The mother house of the order in Ireland was founded in Monaghan in 1859. The second house followed in Bundoran in 1870. By papal decree, the Irish province became autonomous in 1921. It returned to the mother-congregation (in Juilly) in 1952.

The order was involved in the establishment of several schools. These included
- St. Louis Secondary School, Monaghan
- St Louis Secondary School, Carrickmacross, Co. Monaghan
- St. Louis Secondary School, Dundalk
- St Louis Secondary School, Kiltimagh, Co Mayo
- St Louis High School, Rathmines
- St Louis Grammar School, Ballymena
- St Louis Grammar School, Kilkeel
- St Louis Secondary School, Ramsgrange, Co. Wexford
- St Genevieve's High School, Belfast, Northern Ireland
- St Joseph's Training School, MiddleTown, Northern Ireland
However, the order has since withdrawn from involvement in these schools.

=== Madagascar ===
The order has 9 branches in Madagascar.

=== Mali ===
The order has 3 branches in Mali.

=== Martinique ===
The order has a centre in Martinique.

=== Mexico ===
The order has a house in Mexico.

=== Nigeria ===
The first SSL in Nigeria was established in 1948. In 2024, the leadership team is led by Sister Christiana Kure.

=== Senegal ===
The order has a house and a school in Senegal.

=== UK ===
The first SSL in England was established in 1912; it was merged with the Irish SSL in 1952.

The order was involved in the establishment of The Convent of St. Louis school, Bury St Edmunds in 1929.

In 2024, the order has an Apostolic Community in Surrey.

=== USA ===
The first SSL in the US was established in California in 1949. They also have a centre in New York.

==Child sexual and physical abuse in Ireland==

The Northern Ireland Historical Institutional Abuse Inquiry of 2014 investigated historical physical and sexual abuse of children at St Joseph's Training School in Middletown, County Armagh, which is run by the Sisters of St Louis. There were many instances of physical abuse, and some of sexual abuse, but the inquiry did not find evidence of systemic sexual abuse.

===Apology===
On 11 March 2022 ministers from the five main political parties in Northern Ireland and six abusing institutions made statements of apology in the Northern Ireland Assembly.
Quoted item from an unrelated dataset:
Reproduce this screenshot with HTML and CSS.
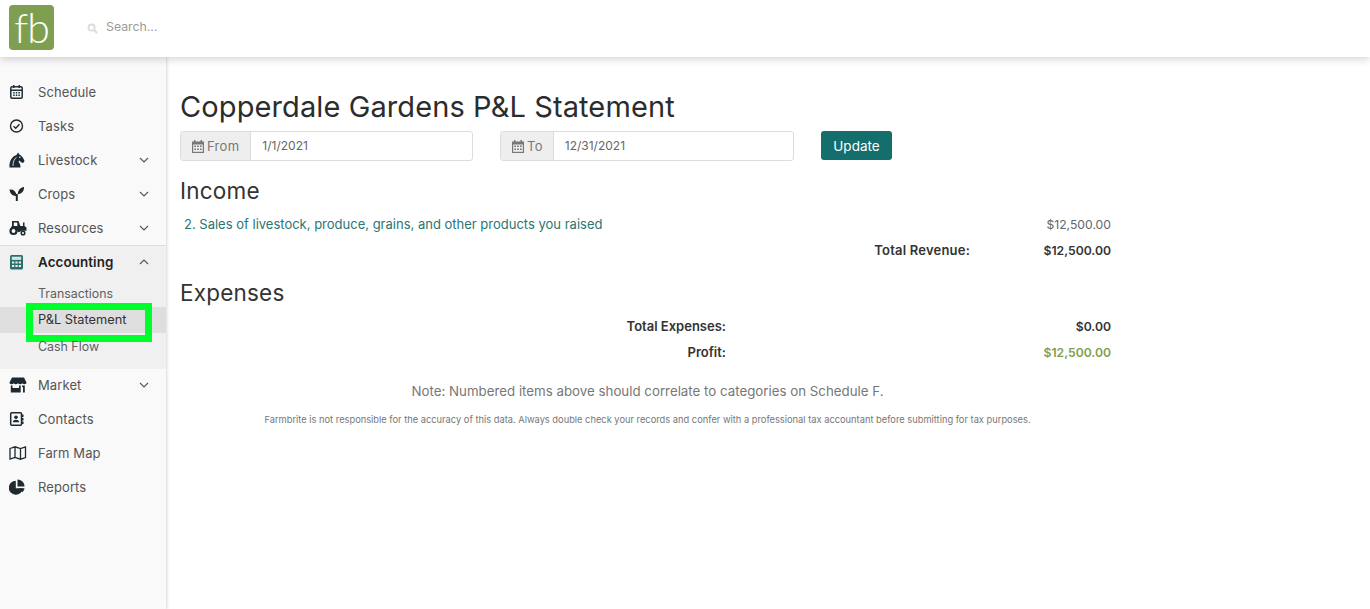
FILE: index.html
```html
<!DOCTYPE html>
<html lang="en">
<head>
    <meta charset="UTF-8">
    <meta name="viewport" content="width=device-width, initial-scale=1.0">
    <title>P&amp;L Statement</title>
    <link rel="stylesheet" href="styles.css">
</head>
<body>

<header class="header">
    <div class="logo"><span class="logo-text">fb</span></div>
    <div class="search">
        <svg class="search-icon" viewBox="0 0 12 12"><circle cx="5" cy="5" r="3.4" fill="none" stroke="#dcdcdc" stroke-width="2"/><path d="M7.6 7.6L11 11" stroke="#dcdcdc" stroke-width="2.2"/></svg>
        <span class="search-text">Search...</span>
    </div>
</header>

<div class="layout">
    <nav class="sidebar">
        <a class="nav-item">
            <svg class="nav-icon" viewBox="0 0 16 16"><rect x="1.800" y="2.700" width="11.400" height="11.600" rx="1.200" fill="none" stroke="#1f3038" stroke-width="1.500"/><path d="M4 1h1.500v3H4zM9.500 1H11v3H9.500zM2 5.500h11V7H2z" fill="#1f3038"/><path d="M4.200 8h1.500v1.400H4.200zM6.800 8h1.500v1.400H6.800zM9.400 8h1.500v1.400H9.400zM4.200 10.500h1.500v1.400H4.200zM6.800 10.500h1.500v1.400H6.800zM9.400 10.500h1.500v1.400H9.400z" fill="#1f3038"/></svg>
            <span class="nav-label">Schedule</span>
        </a>
        <a class="nav-item">
            <svg class="nav-icon" viewBox="0 0 16 16"><circle cx="7.500" cy="8" r="6" fill="none" stroke="#1f2a30" stroke-width="1.400"/><path d="M4.600 8.200l2.100 2.100 3.800-4.100" fill="none" stroke="#1f2a30" stroke-width="1.400"/></svg>
            <span class="nav-label">Tasks</span>
        </a>
        <a class="nav-item">
            <svg class="nav-icon" viewBox="0 0 16 16"><path d="M.5 15.500C0 10 2.500 4.500 7.500 3L9 .5l1.500 2c2.500 1.200 4 3.700 5 6.500l-1.300 2-2.200-.7-1.500-1.800-1 1.300c1.500 1.500 2 3.500 2 5.700z" fill="#1f2a30"/><circle cx="10.800" cy="5.300" r=".8" fill="#f9f9f9"/><path d="M4 14c0-4 1-7 3.500-8.500" fill="none" stroke="#f9f9f9" stroke-width=".8"/></svg>
            <span class="nav-label">Livestock</span>
            <svg class="chevron" viewBox="0 0 10 6"><path d="M1 1l4 4 4-4" fill="none" stroke="#555" stroke-width="1.100"/></svg>
        </a>
        <a class="nav-item">
            <svg class="nav-icon" viewBox="0 0 16 16"><path d="M.5 3.500c3.800-.4 6.500 1.500 7 5.500v1C3.800 10 1 8 .5 3.500zM15 1c.2 4.200-2 6.800-6.200 7.200C9 4 11.200 1.500 15 1z" fill="#1f2a30"/><rect x="6.800" y="8" width="2" height="7" fill="#1f2a30"/></svg>
            <span class="nav-label">Crops</span>
            <svg class="chevron" viewBox="0 0 10 6"><path d="M1 1l4 4 4-4" fill="none" stroke="#555" stroke-width="1.100"/></svg>
        </a>
        <a class="nav-item">
            <svg class="nav-icon nav-icon-wide" viewBox="0 0 18 16"><path d="M3 1h6.500l1.800 5H14V2.500h1.500V6l2 1.500v3.200h-5L10.500 12H8.800C8.300 9 5.500 7.200 2 8.200V6.500h1z" fill="#1f2a30"/><circle cx="4.500" cy="11" r="3" fill="none" stroke="#1f2a30" stroke-width="2.200"/><circle cx="14" cy="13" r="1.800" fill="none" stroke="#1f2a30" stroke-width="1.500"/><rect x="4.800" y="2.500" width="3.500" height="3.500" fill="#f9f9f9"/></svg>
            <span class="nav-label">Resources</span>
            <svg class="chevron" viewBox="0 0 10 6"><path d="M1 1l4 4 4-4" fill="none" stroke="#555" stroke-width="1.100"/></svg>
        </a>

        <div class="nav-group">
            <a class="nav-item nav-item-open">
                <svg class="nav-icon" viewBox="0 0 16 16"><rect x="1" y="1" width="13" height="14.500" rx="1.500" fill="#2a6f6e"/><rect x="2.800" y="2.700" width="9.400" height="3.200" fill="#d5e3e2"/><path d="M3 7.500h2.200v2H3zM6.400 7.500h2.200v2H6.400zM9.800 7.500H12v2H9.800zM3 11h2.200v2H3zM6.400 11h2.200v2H6.400zM9.800 11H12v2H9.800z" fill="#e6eeee"/></svg>
                <span class="nav-label">Accounting</span>
                <svg class="chevron" viewBox="0 0 10 6"><path d="M1 5l4-4 4 4" fill="none" stroke="#555" stroke-width="1.100"/></svg>
            </a>
            <a class="sub-item sub-item-first">Transactions</a>
            <a class="sub-item sub-item-active">P&amp;L Statement<span class="highlight"></span></a>
            <a class="sub-item">Cash Flow</a>
        </div>

        <a class="nav-item">
            <svg class="nav-icon nav-icon-wide" viewBox="0 0 18 16"><path d="M3 .5h12l2.500 5c0 2-3 2.200-4.200.8-1 1.400-3.200 1.400-4.300 0-1.100 1.400-3.300 1.400-4.300 0C3.500 7.700.5 7.500.5 5.500z" fill="#1f2a30"/><path d="M1.800 8.500h1.700V11H10V8.500h1.700v7H1.800zM13 8.500h2.800v7H14V10h-1z" fill="#1f2a30"/></svg>
            <span class="nav-label">Market</span>
            <svg class="chevron" viewBox="0 0 10 6"><path d="M1 1l4 4 4-4" fill="none" stroke="#555" stroke-width="1.100"/></svg>
        </a>
        <a class="nav-item">
            <svg class="nav-icon" viewBox="0 0 16 16"><rect x="1.700" y="1.700" width="10.800" height="12.600" rx="1" fill="none" stroke="#1f2a30" stroke-width="1.500"/><circle cx="7" cy="6.200" r="1.800" fill="#1f2a30"/><path d="M3.800 11.300c0-3.300 6.400-3.300 6.400 0z" fill="#1f2a30"/><path d="M13 3.500h1.500v2.500H13zM13 7h1.500v2.500H13zM13 10.500h1.500V13H13z" fill="#1f2a30"/></svg>
            <span class="nav-label">Contacts</span>
        </a>
        <a class="nav-item">
            <svg class="nav-icon nav-icon-wide" viewBox="0 0 18 16"><path d="M1 3.500L6 1.800l5.500 1.700L16.500 1.800v10.700L11.500 14.200 6 12.500 1 14.200zM6 1.800v10.700M11.500 3.500v10.700" fill="none" stroke="#1f2a30" stroke-width="1.300"/></svg>
            <span class="nav-label">Farm Map</span>
        </a>
        <a class="nav-item">
            <svg class="nav-icon" viewBox="0 0 16 16"><path d="M6.800 1.800a7 7 0 1 0 7 7.500H6.800z" fill="#1f2a30"/><path d="M8.500.5a7 7 0 0 1 7 7h-7z" fill="#1f2a30"/><path d="M9.500 9.200h6a7 7 0 0 1-1.900 4.100z" fill="#1f2a30"/></svg>
            <span class="nav-label">Reports</span>
        </a>
    </nav>

    <main class="content">
        <h1 class="page-title">Copperdale Gardens P&amp;L Statement</h1>

        <form class="date-form">
            <div class="date-group">
                <span class="date-addon">
                    <svg class="cal-icon" viewBox="0 0 12 13"><path d="M2 0h1.500v1.500h5V0H10v1.500h2V13H0V1.500h2z" fill="#777"/><rect x="1.200" y="4.500" width="9.600" height="7.300" fill="#eee"/><path d="M2.300 5.500h1.700v1.500H2.300zM5.100 5.500h1.700v1.500H5.100zM8 5.500h1.700v1.500H8zM2.300 8.500h1.700V10H2.300zM5.100 8.500h1.700V10H5.100zM8 8.500h1.700V10H8z" fill="#777"/></svg>
                    From
                </span>
                <span class="date-value">1/1/2021</span>
            </div>
            <div class="date-group date-group-to">
                <span class="date-addon date-addon-to">
                    <svg class="cal-icon" viewBox="0 0 12 13"><path d="M2 0h1.500v1.500h5V0H10v1.500h2V13H0V1.500h2z" fill="#777"/><rect x="1.200" y="4.500" width="9.600" height="7.300" fill="#eee"/><path d="M2.300 5.500h1.700v1.500H2.300zM5.100 5.500h1.700v1.500H5.100zM8 5.500h1.700v1.500H8zM2.300 8.500h1.700V10H2.300zM5.100 8.500h1.700V10H5.100zM8 8.500h1.700V10H8z" fill="#777"/></svg>
                    To
                </span>
                <span class="date-value">12/31/2021</span>
            </div>
            <button type="button" class="btn-update">Update</button>
        </form>

        <h2 class="section-title">Income</h2>
        <div class="report">
            <div class="row row-item">
                <a class="row-link">2. Sales of livestock, produce, grains, and other products you raised</a>
                <span class="amount amount-plain">$12,500.00</span>
            </div>
            <div class="row row-total">
                <span class="total-label">Total Revenue:</span>
                <span class="amount">$12,500.00</span>
            </div>
        </div>

        <h2 class="section-title section-expenses">Expenses</h2>
        <div class="report">
            <div class="row row-total row-total-first row-wide">
                <span class="total-label">Total Expenses:</span>
                <span class="amount">$0.00</span>
            </div>
            <div class="row row-total row-wide">
                <span class="total-label">Profit:</span>
                <span class="amount amount-profit">$12,500.00</span>
            </div>
            <p class="note">Note: Numbered items above should correlate to categories on Schedule F.</p>
            <p class="disclaimer">Farmbrite is not responsible for the accuracy of this data. Always double check your records and confer with a professional tax accountant before submitting for tax purposes.</p>
        </div>
    </main>
</div>

</body>
</html>
```

FILE: styles.css
```css
* {
    box-sizing: border-box;
}

html, body {
    height: 100%;
}

body {
    margin: 0;
    background-color: #fff;
    color: #2b2b2b;
    font: 13px Inter, "Open Sans", sans-serif;
    overflow: hidden;
}

.header {
    position: relative;
    z-index: 2;
    display: flex;
    align-items: flex-start;
    height: 57px;
    padding: 5px 0 0 9px;
    background-color: #fff;
    box-shadow: 0 2px 8px rgba(0, 0, 0, 0.18);
}

.logo {
    display: flex;
    align-items: center;
    justify-content: center;
    width: 45px;
    height: 45px;
    border-radius: 4px;
    background-color: #7f9f50;
}

.logo-text {
    color: #fff;
    font: 300 41px/45px Lato, sans-serif;
    letter-spacing: -1px;
}

.search {
    display: flex;
    align-items: center;
    height: 43px;
    margin-left: 33px;
    gap: 8px;
}

.search-icon {
    width: 11px;
    height: 11px;
    margin-top: 3px;
}

.search-text {
    color: #9a9a9a;
    font-size: 12.300px;
}

.layout {
    display: flex;
    height: 552px;
}

.sidebar {
    flex: 0 0 166px;
    padding-top: 18px;
    background-color: #f9f9f9;
    box-shadow: 1px 0 3px rgba(0, 0, 0, 0.16);
}

.nav-item {
    display: flex;
    align-items: center;
    height: 34px;
    padding-left: 9px;
    color: #555;
    font-size: 13px;
    letter-spacing: 0.1px;
}

.nav-icon {
    flex: none;
    width: 16px;
    height: 16px;
}

.nav-icon-wide {
    width: 18px;
    margin-right: -2px;
}

.nav-label {
    margin-left: 13px;
    flex: 1;
}

.chevron {
    width: 10px;
    height: 6px;
    margin-right: 17px;
}

.nav-group {
    height: 124px;
    margin-bottom: -1px;
    background-color: #f0f0f0;
    border-top: 1px solid #dedede;
}

.nav-item-open {
    margin-top: -1px;
    font-size: 13.400px;
    font-weight: 600;
    color: #222;
}

.sub-item {
    position: relative;
    display: flex;
    align-items: center;
    height: 26.500px;
    padding-left: 38px;
    color: #5f5f5f;
    font-size: 12.400px;
}

.sub-item-first {
    margin-top: 1px;
}

.sub-item-active {
    background-color: #dedede;
    color: #333;
    font-size: 12.800px;
}

.highlight {
    position: absolute;
    left: 26px;
    top: -4px;
    width: 126px;
    height: 39px;
    border: 7px solid #00ff2a;
}

.content {
    flex: 1;
    padding: 33px 0 0 14px;
}

.page-title {
    margin: 0;
    color: #2c2c2c;
    font-size: 29px;
    font-weight: 400;
    line-height: 34px;
    letter-spacing: 0.1px;
}

.date-form {
    display: flex;
    align-items: flex-start;
    width: 712px;
    margin-top: 7px;
}

.date-group {
    display: flex;
    width: 293px;
    height: 30px;
    border: 1px solid #ddd;
    border-radius: 3px;
    font-size: 12.500px;
}

.date-group-to {
    width: 294px;
    margin-left: 27px;
}

.date-addon {
    display: flex;
    align-items: center;
    gap: 3px;
    padding: 0 11px 0 11px;
    background-color: #eee;
    border-right: 1px solid #ddd;
    color: #777;
    font-size: 13px;
    letter-spacing: 0.3px;
}

.date-addon-to {
    padding-right: 10px;
}

.cal-icon {
    width: 12px;
    height: 13px;
}

.date-value {
    padding-left: 11px;
    line-height: 28px;
    color: #666;
    font-size: 12px;
}

.btn-update {
    flex: none;
    width: 71px;
    height: 29px;
    margin-left: 27px;
    border: 0;
    border-radius: 3px;
    background-color: #136e6c;
    color: #fff;
    font: 13.500px Inter, sans-serif;
}

.section-title {
    margin: 17px 0 0;
    color: #333;
    font-size: 22.500px;
    font-weight: 400;
    line-height: 26px;
    letter-spacing: 0.2px;
}

.section-expenses {
    margin-top: 17px;
}

.report {
    width: 931px;
}

.row {
    display: flex;
    align-items: center;
    height: 26px;
}

.row-item {
    margin-top: 7px;
    justify-content: space-between;
    padding-left: 4px;
}

.row-link {
    color: #2b7573;
}

.row-total {
    justify-content: flex-end;
    font-weight: 600;
    color: #333;
    font-size: 13px;
}

.row-total-first {
    margin-top: 7px;
}

.total-label {
    margin-right: 40px;
    letter-spacing: 0.2px;
}

.row-wide .total-label {
    margin-right: 284px;
    letter-spacing: 0;
}

.amount {
    width: 101px;
    text-align: right;
    font-size: 12.200px;
    letter-spacing: 0;
}

.amount-plain {
    color: #666;
}

.amount-profit {
    color: #7f9f50;
}

.note {
    margin: 13px 0 0;
    padding-left: 4px;
    color: #777;
    font-size: 13.300px;
    text-align: center;
    line-height: 26px;
}

.disclaimer {
    margin: 10px 0 0;
    padding-left: 4px;
    color: #777;
    font-size: 9.300px;
    text-align: center;
}
```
The six institutions that apologised for carrying out abuse were De La Salle Brothers, represented by Br Francis Manning; the Sisters of Nazareth, represented by Sr Cornelia Walsh; the Sisters of St Louis represented by Sr Uainin Clarke; the Good Shepherd Sisters, represented by Sr Cait O'Leary; Barnardo's in Northern Ireland, represented by Michele Janes; and Irish Church Missions, represented by Rev Mark Jones. In live reporting after the apology, BBC News reported that Jon McCourt from Survivors North West said "If what happened today was the best that the church could offer by way of an apology they failed miserably. There was no emotion, there was no ownership. ... I don't believe that the church and institutions atoned today." He called on the intuitions to "do the right thing" and contribute to the redress fund for survivors, saying that institutions have done similar for people in Scotland. McCourt praised the government ministers' apologies; they had "sat and thought out and listened to what it was we said.", but said that the institutions had failed to do this, leading to some victims having to leave the room while they were speaking, "compound[ing] the hurt." Others angry at the institutions' apologies included Caroline Farry, who attended St Joseph's Training School in Middletown from 1978 to 1981, overseen by nuns from the Sisters of St Louis, Pádraigín Drinan from Survivors of Abuse, and Alice Harper, whose brother, a victim of the De La Salle Brothers, had since died. Peter Murdock, from campaign group Savia, was at Nazareth Lodge Orphanage with his brother (who had recently died); he likened the institution to an "SS camp". He said "It's shocking to hear a nun from the institution apologising ... it comes 30 years too late ... people need to realise that it has to come from the heart. They say it came from the heart but why did they not apologise 30 years ago?"

The order issued a statement in January 2017 where they accepted the report, issued an apology and gave a promise to address the recommendations.

A board was set to represent all six institutions with a view to paying compensation to abuse victims; however, by April 2024, SSL had not taken any action towards making payments.